Tom has felt the press of the crowds at the parades, heat from the fires of the flambeaux and the lightness of feathers. Perhaps he heard the faint echo of the old song: "Mardi Gras! Chic las pas! Run away, tra la la!" New Orleans and Mardi Gras is the gravitational center of a world this March 4th and it draws him to its bosom. There is a pleasure that comes with being drawn to where something that seems important happens. Simply being in New Orleans is what it is about not only for Tom, but for hundreds of other men crowding the bars south of St. Ann in the Quarter. They arrive alone and leave alone. In between there may be a day of caring, a night of being loved, and an hour of not being worried. There is a reason why the city of New Orleans is called the city that care forgot.

With a beer in one hand and a few doubloons or beads snatched from the air as the parade transverses Canal Street in the other hand, New Orleans reminds the middle-aged queens and balding bureaucrats that there are islands of forgetfulness in the ocean of a desperate world.
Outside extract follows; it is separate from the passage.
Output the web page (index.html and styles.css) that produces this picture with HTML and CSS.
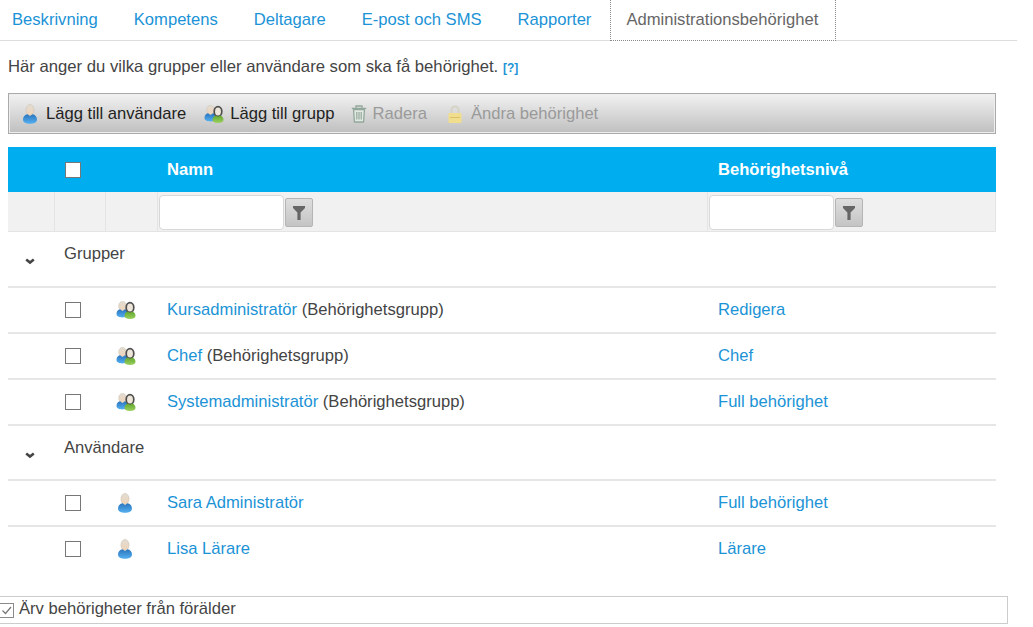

Mardi Gras also reminds us that after Fat Tuesday there is Ash Wednesday. Then, comes the stretch of late winter days when the larder empties and the northern fields thaw to mud. Indeed, "carne ave," a farewell to flesh follows Mardi Gras. Indeed, the saints come marching in with their hangovers and their bleary eyes, with their rhinestone tiaras and their polyester robes, with their lightsome flesh and their resolve for next year. Now, the refreshed and lonely heart realizes that "If Ever I Cease to Love," then there will be no more Mardi Gras. Don't worry, Tom, there will be another Mardi Gras. Like the call of the body, it comes back. For those who return home with a shiny doubloon or plastic beads there is the token, however dull or aluminum, of a promise to come, of yet an Easter.